Teams design an entirely new car for each season and dedicate significant resources to continually improving. The results are incredibly fast machines, reaching speeds of up to 360 kmph, going from 0-100 in about 2.6 seconds.

The Race

Prior to the scheduled race time, the cars do a formation lap to warm their tires and line back up in their slots. Races last for a set number of laps, or two hours of racing time, whichever occurs sooner. Various penalties may be levied against drivers for rule infringements, depending on their severity. Points are awarded to the top 10 finishers in each race, which count toward the championship races: 25 points for the winner, 18 for second and 15 for third, down to a solitary point for 10th place. An additional point is awarded to the driver who earns the fastest lap, so long as they finish in the top 10.

The Strategy

F1 is a sport that combines the capabilities of the drivers with the performance of their machines. The tolerances are so fine that even small timing errors can cause a driver to lose one end of the car and send it into the barriers. Overtaking in F1 is all about understanding the aerodynamics of your machine.

All teams are supplied with a set allocation of tires for each race weekend. Depending on the particular characteristics of the track, different tires may offer an advantage. Each driver must employ at least two types of tire compound during a race. That leads us to pitstops: a true symphony of teamwork. A pit crew is able to lift the car and service the tires (remove the old wheel and replace it with the new wheel) all at a mind-bending speed of just under 3 seconds!

Race Weekends

On a Grand Prix weekend, the action is scheduled across three days: Friday hosts the first free practice sessions of one hour each (FP1 and FP2); Saturday hosts FP3 and qualifying, and Sunday is race day. The teams test out their cars during practice sessions, as they try to gather data to best make decisions as to how to attack qualifying and the race.

The Iconic Circuits

Formula 1 travels all around the world with 22 grand prix events held across multiple countries which provides a lot of variety in the characteristics of the racetracks. Some are power-hungry circuits that prioritize straight-line speeds; some require a larger emphasis on cornering. Teams will change the set-up of their cars depending on the specific characteristics of each track. Most races are held during the day, but some (in Singapore and in the Middle East) are held at night under lights. Most Grand Prix are held on race circuits, but in some locations, they race on the streets (notably Monaco, Baku, Jeddah) making things interesting.

The Drivers

Ah, what even is F1 without its glamorous drivers? Currently, the grid is composed of 10 teams, which field two cars each. Drivers are rock stars and get paid accordingly. Mercedes’s 7-time champion Lewis Hamilton’s salary this season will be around $30 million (excluding bonuses and his myriad endorsements), with half of the grid taking home more than $10 million in salary.

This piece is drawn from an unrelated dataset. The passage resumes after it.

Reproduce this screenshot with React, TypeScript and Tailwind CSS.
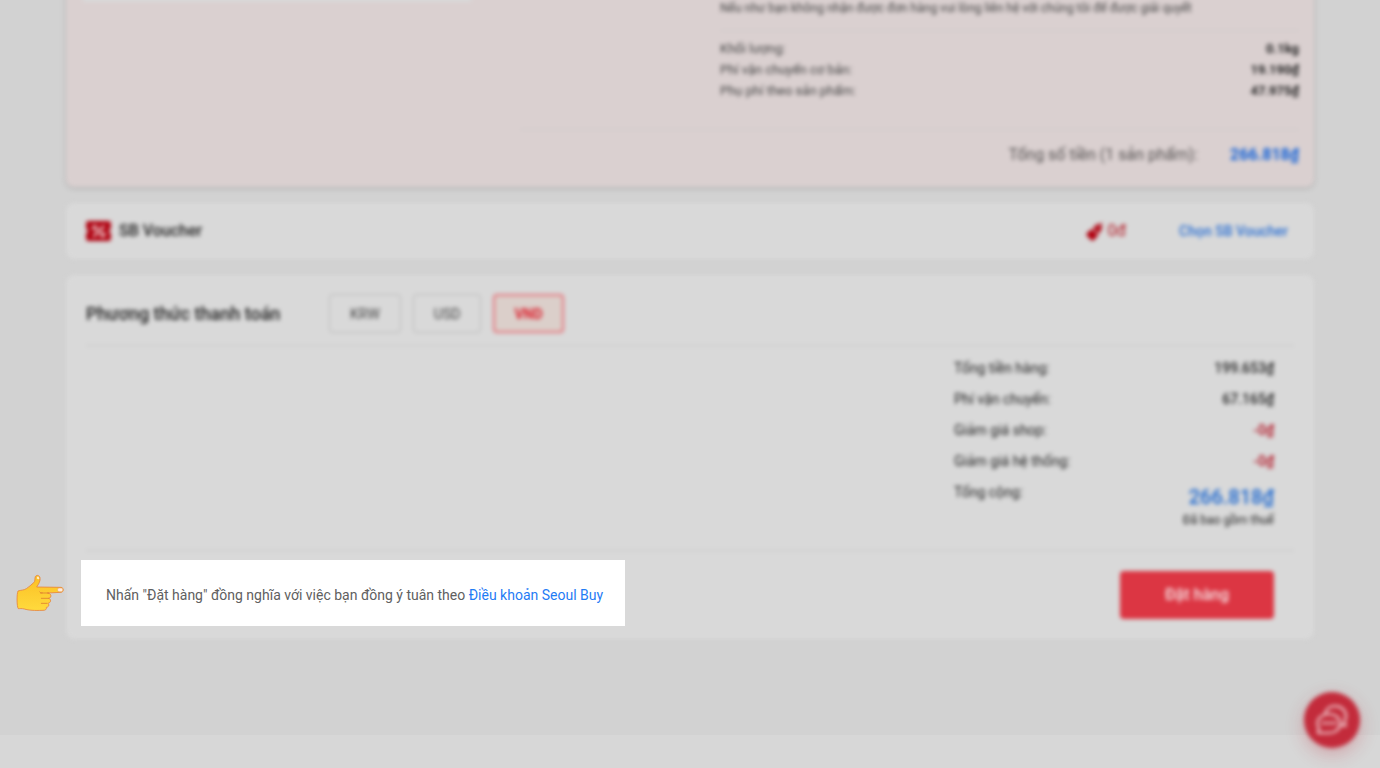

The somewhat quirky characteristic of having two teammates compete directly in a (largely) individual sport provides some of the most gripping storylines in Formula 1. After all, in motorsport, the only real way to test skill is by comparing yourself against someone operating the same piece of machinery (Looking at you Rosberg *wink*). F1’s history is littered with memorable intra-team rivalries: be it Senna and Prost 1998, or Hamilton and Rosberg 2016.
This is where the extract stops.